慎重さは引き続き維持しながら、頂いた貴重なご意見に対してどのような対応ができるのかを検討していきたいと思います。
【QA】マス広告にトライするタイミングが25/7期となった理由
初めてマスメディアで大きく取り上げて頂いた「カンブリア宮殿」出演での反響は想定以上だったため、マス広告を活用する可能性については継続して検討して準備を進めてきました。
ライフカルチャープラットフォームという世界観でユーザーと繫がるユニークなビジネスモデルによる効率的な顧客創造と関係性維持という強みに関しては変化しておりませんが、そこにマス広告という新たな成長ドライバーをさらに獲得できるのか、というトライは持続的な成長のためにいつかやるべき事であると捉えていたためです。
2024年の春頃にはリサーチや実行体制について一通りの準備ができ、そこから適切な放映タイミングを踏まえてプロジェクトを進めた結果、2025年7月期の1Qとなるこの9月での実施となりました。
結果として、新規購入者数の鈍化がデータからも明確になった2024年7月期下期の直後に新たな取り組みのテストを開始できたので、その点からも着々と準備を進めてきたことにより非常にいいタイミングでできたと考えています。
【QA】コスメなど当期のカテゴリ花束戦略で具体的に企画していること
コスメ分野の拡充としては、スキンケア分野での新商品の展開が10月から始まりました。その他オリジナルの靴やアンダーウェアなどの分野での新商品開発も進んでおり、2024年7月期と同じくらいの新商品数をお届けできるよう今期も取り組んでいます。
【QA】M&Aの方針、その他の投資
成長戦略のため積極的にM&Aを行っていくことは想定しておらず、今回開示した2027年7月期での連結売上高100億円という水準は、今のところ「北欧、暮らしの道具店」セグメントの成長を軸として考えており、M&Aを織り込んでいる訳ではありません。
M&Aをしないという方針ではないので、いい出会いがあった場合には、それによる成長機会を吟味して意思決定して参りますが、具体的な案件は足下ありません。
【FB】CMの効果検証
9月に実施したTVCMトライアルについて、その結果と評価に関する情報をしっかり開示してほしいというご意見を多数頂きました。

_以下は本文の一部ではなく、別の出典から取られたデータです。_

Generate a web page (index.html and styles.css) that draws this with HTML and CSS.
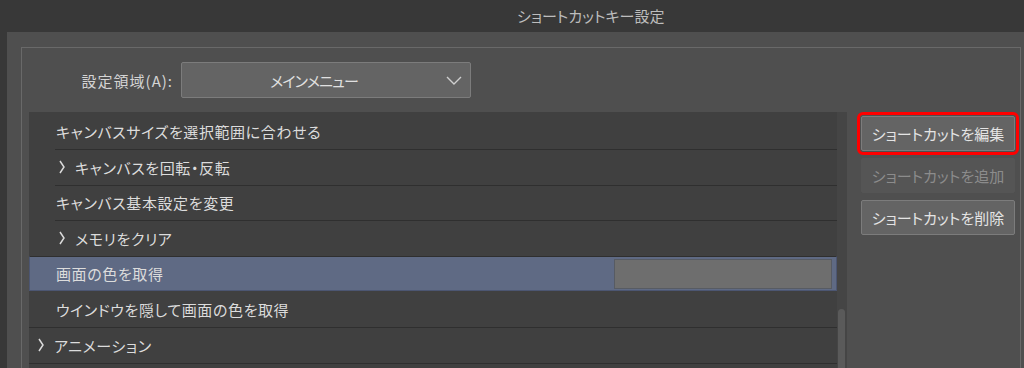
FILE: index.html
```html
<!doctype html>
<html lang="ja">
  <head>
    <meta charset="utf-8" />
    <title>ショートカットキー設定</title>
    <link rel="stylesheet" href="styles.css">
  </head>
  <body>
    <div class="titlebar">ショートカットキー設定</div>
    <div class="window">
      <div class="group">
        <div class="area-row">
          <label class="area-label">設定領域(A):</label>
          <div class="select">
            <span class="select-text">メインメニュー</span>
            <svg class="select-arrow" width="16" height="9" viewBox="0 0 16 9"><polyline points="1,1 8,8 15,1" fill="none" stroke="#cfcfcf" stroke-width="1.4"/></svg>
          </div>
        </div>

        <div class="main">
          <div class="list">
            <div class="rows">
              <div class="row first"><div class="cell leaf">キャンバスサイズを選択範囲に合わせる</div></div>
              <div class="row"><div class="cell folder"><svg class="chev" width="6" height="14" viewBox="0 0 6 14"><polyline points="1,1 5,7 1,13" fill="none" stroke="#dadada" stroke-width="1.5"/></svg>キャンバスを回転・反転</div></div>
              <div class="row"><div class="cell leaf">キャンバス基本設定を変更</div></div>
              <div class="row"><div class="cell folder"><svg class="chev" width="6" height="14" viewBox="0 0 6 14"><polyline points="1,1 5,7 1,13" fill="none" stroke="#dadada" stroke-width="1.5"/></svg>メモリをクリア</div></div>
              <div class="row selected"><div class="cell leaf">画面の色を取得</div><div class="keycell"></div></div>
              <div class="row after-sel"><div class="cell leaf">ウインドウを隠して画面の色を取得</div></div>
              <div class="row top"><div class="cell folder"><svg class="chev" width="6" height="14" viewBox="0 0 6 14"><polyline points="1,1 5,7 1,13" fill="none" stroke="#dadada" stroke-width="1.5"/></svg>アニメーション</div></div>
              <div class="row top"><div class="cell"></div></div>
            </div>
            <div class="scroll"><div class="thumb"></div></div>
          </div>

          <div class="buttons">
            <button class="btn focus">ショートカットを編集</button>
            <button class="btn disabled">ショートカットを追加</button>
            <button class="btn">ショートカットを削除</button>
          </div>
        </div>
      </div>
    </div>
  </body>
</html>
```

FILE: styles.css
```css
*{ box-sizing:border-box; }
body{ margin:0; width:1024px; height:368px; overflow:hidden; background:#383838; color:#dcdcdc;
  font-family:"Noto Sans CJK JP", "Noto Sans", sans-serif; font-size:15px; font-feature-settings:"palt"; }

.titlebar{ height:32px; line-height:32px; padding-left:517px; color:#bdbdbd; font-size:15px; white-space:nowrap; }

.window{ margin-left:7px; height:336px; background:#4f4f4f; padding:15px 0 0 14px; overflow:hidden; }
.group{ width:1000px; height:321px; border:1px solid #696969; border-bottom:0; padding:14px 0 0 7px; }

.area-row{ display:flex; align-items:center; gap:8px; height:36px; }
.area-label{ width:144px; text-align:right; color:#d4d4d4; letter-spacing:1px; }
.select{ width:290px; height:36px; background:#646464; border:1px solid #7c7c7c; border-radius:2px;
  display:flex; align-items:center; padding:0 4px 0 0; }
.select-text{ flex:1; text-align:center; color:#e0e0e0; letter-spacing:-0.8px; }
.select-arrow{ margin-right:4px; }

.main{ display:flex; margin-top:14px; }
.list{ display:flex; width:818px; height:256px; overflow:hidden; background:#404040; }
.rows{ width:808px; letter-spacing:0.6px; }
.row{ display:flex; height:35.6px; }
.row.first{ height:37px; }
.cell{ flex:1; display:flex; align-items:center; border-top:1px solid #2f2f2f; white-space:nowrap; }
.row.first .cell{ border-top-color:transparent; }
.cell.leaf{ margin-left:26px; padding-left:1px; }
.cell.folder{ margin-left:26px; padding-left:4px; }
.row.top .cell{ margin-left:0; padding-left:9px; }
.row.after-sel .cell{ border-top:0; }
.chev{ margin-right:10px; flex:none; }

.row.selected{ background:#5f6a84; border:1px solid #4c5672; border-top-color:#2f2f2f; align-items:center; }
.row.selected .cell{ border-top:0; margin-left:25px; height:100%; }
.keycell{ width:218px; height:30px; margin-right:4px; background:#6e6e6e; border:1px solid #575b63; }

.scroll{ width:10px; background:#454545; position:relative; }
.thumb{ position:absolute; left:1px; top:197px; width:7px; height:80px; border-radius:4px; background:#5a5a5a; }

.buttons{ margin-left:14px; margin-top:4px; width:154px; display:flex; flex-direction:column; gap:7px; }
.btn{ height:35px; width:154px; padding:0; font:inherit; font-size:15px; color:#e4e4e4; background:#646464;
  border:1px solid #7c7c7c; border-radius:2px; white-space:nowrap; }
.btn.focus{ outline:3px solid #ff0000; outline-offset:1px; }
.btn.disabled{ background:#555555; border-color:#555555; color:#8c8c8c; }
```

9月中旬がCM放映期間だったこともあり、9月13日の決算発表後から始まったIR取材の初期においては検証できる状態ではなく、またフェアディスクロージャーの観点から放映後の取材においても結果や検証途中での見解などもお伝えするのはお断りしていました。
複数の観点や時間軸から今も検証中という状況ですが、12月13日に予定している2025年7月期1Qの決算発表においてTVCMのトライアルに関する振り返りについて説明できるよう準備を進めてまいります。
【FB】出来高について
事業内容等に関して興味を持っていただく事はできても、現状の出来高水準では、新規に投資することは難しいというFBが残念ながらありました。
いまの時価総額も考慮すると機関投資家の方が頻繁に売買するような状況を作るのはハードルが高いので、個人投資家の方へのアプローチを増やしていく事にIRとしてはトライしてみようと考えています。